A firm can build a search interface that goes far beyond beds and baths. A user can draw a polygon on a map and ask for all listings within a 15-minute drive of their office. They can filter for properties zoned for a specific middle school or properties within walking distance of a grocery store. This turns the property search from a data filtering exercise into a true discovery tool, providing immense value to the user and capturing high-intent leads.

6 Tech Investments That Paid Off for Top Real Estate Firms - Image 3

6. Automated Transaction Management Systems

The period between a signed contract and the closing table is where operational inefficiency kills profits and deals. It’s a chaotic mess of PDF attachments, missed deadlines, and manual data entry by transaction coordinators who are buried in paperwork.

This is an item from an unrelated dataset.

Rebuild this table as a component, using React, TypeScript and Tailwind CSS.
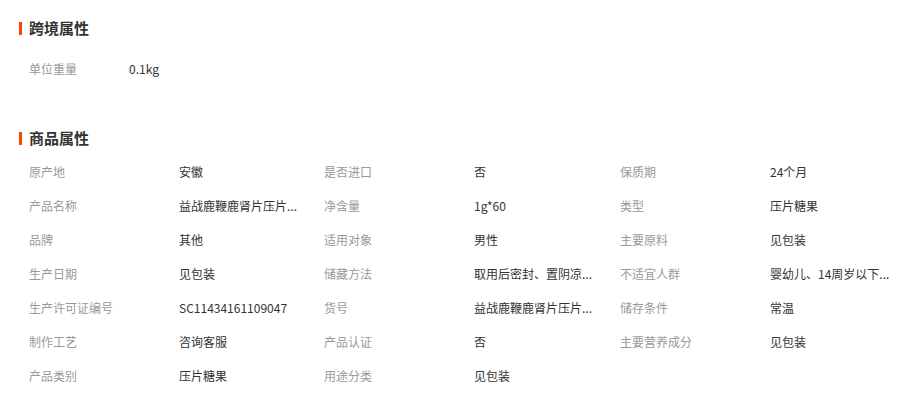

Each file is a potential lawsuit if a deadline is missed or a signature is forgotten. Relying on checklists in a spreadsheet is not a scalable or defensible process.

The solution is to structure this chaos with an automated workflow system.

Platforms like DocuSign Rooms or a custom-built solution can automate this entire lifecycle. When a property goes under contract, a new “room” or transaction file is created automatically via an API call from the CRM. The system uses predefined templates to auto-generate the necessary documents, pulling data directly from the MLS and CRM to pre-populate fields. Task lists are automatically assigned to the agent, the coordinator, and the client with calendar reminders.

The single biggest challenge here is agent adoption. Forcing a team of independent contractors to adopt a rigid new process is a massive exercise in change management.

Use Case: Compliance and Error Reduction

A brokerage can enforce its compliance rules programmatically. The system can be configured so that a commission disbursement form cannot be generated until the required compliance documents are uploaded and approved by a broker. This logic-checks the process, reducing the risk of a file being closed with missing paperwork. It transforms the role of the transaction coordinator from a data-entry clerk to a true project manager, focused only on the exceptions and problems that require human intervention.